Thursday, February 26, 2009

Death penalty: a price too high

Death penalty: a price too high

Published Wednesday, February 25, 2009

As the Florida Legislature looks for ways to save money, the state's public defenders have an idea worth considering: Suspend the death penalty. It would save the state a fortune.
Debate about the state's ultimate punishment usually centers on philosophical issues, not financial ones. But there's no denying that the death penalty, per prisoner, is an expensive element of the criminal justice system. Once a prosecutor indicates he will seek the death penalty, the meter starts to run and costs escalate:

• Defendants facing the death penalty must receive two experienced defense lawyers, both with special credentials, according to Howard (Rex) Dimmig, an assistant public defender and spokesman for the Florida Public Defender Association.

• Trial judges must be specially trained to hear death penalty cases, and then, for every prisoner on death row convicted in their court, a hearing is held every 90 days, according to Pinellas-Pasco Chief Judge Robert Morris.

• Florida also pays to represent death row inmates in a series of constitutionally prescribed postconviction appeals that often take years.

• The Florida Supreme Court says it spends 50 percent of its time on death penalty cases.
• The state spends $3.4 million more per year to house death row inmates than prisoners in the general prison population, according to Dimmig.

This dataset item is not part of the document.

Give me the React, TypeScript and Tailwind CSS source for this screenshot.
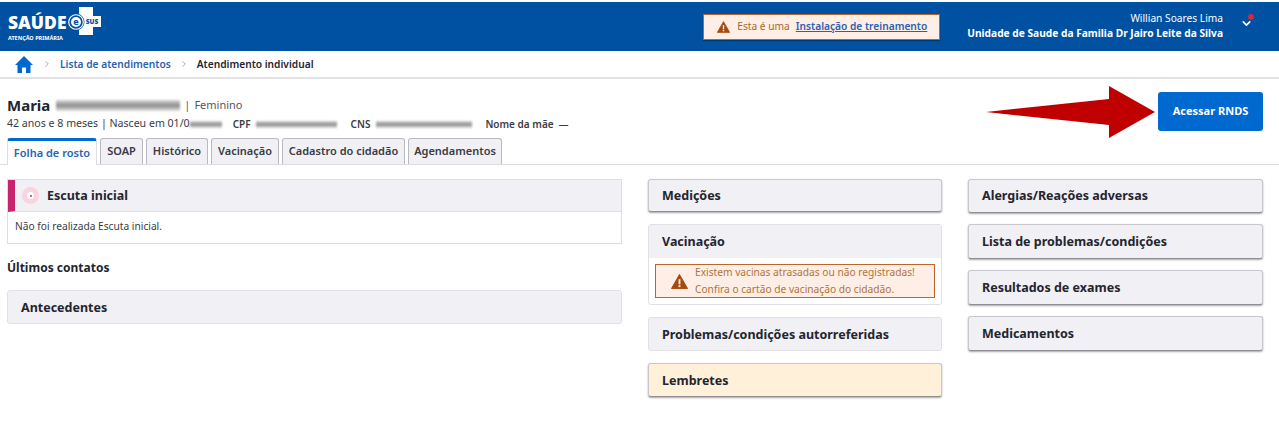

State lawmakers in Colorado, Kansas, Nebraska and New Hampshire are making the financial argument to repeal the death penalty, the New York Times reports, and Maryland, Montana and New Mexico may actually do it. Don't expect the pitch to get very far in Florida.

But abolishing the death penalty, while still locking up murderers for life without parole, would save taxpayers millions without compromising their security. Vengeance and retribution, it turns out, are a lot more expensive than public safety.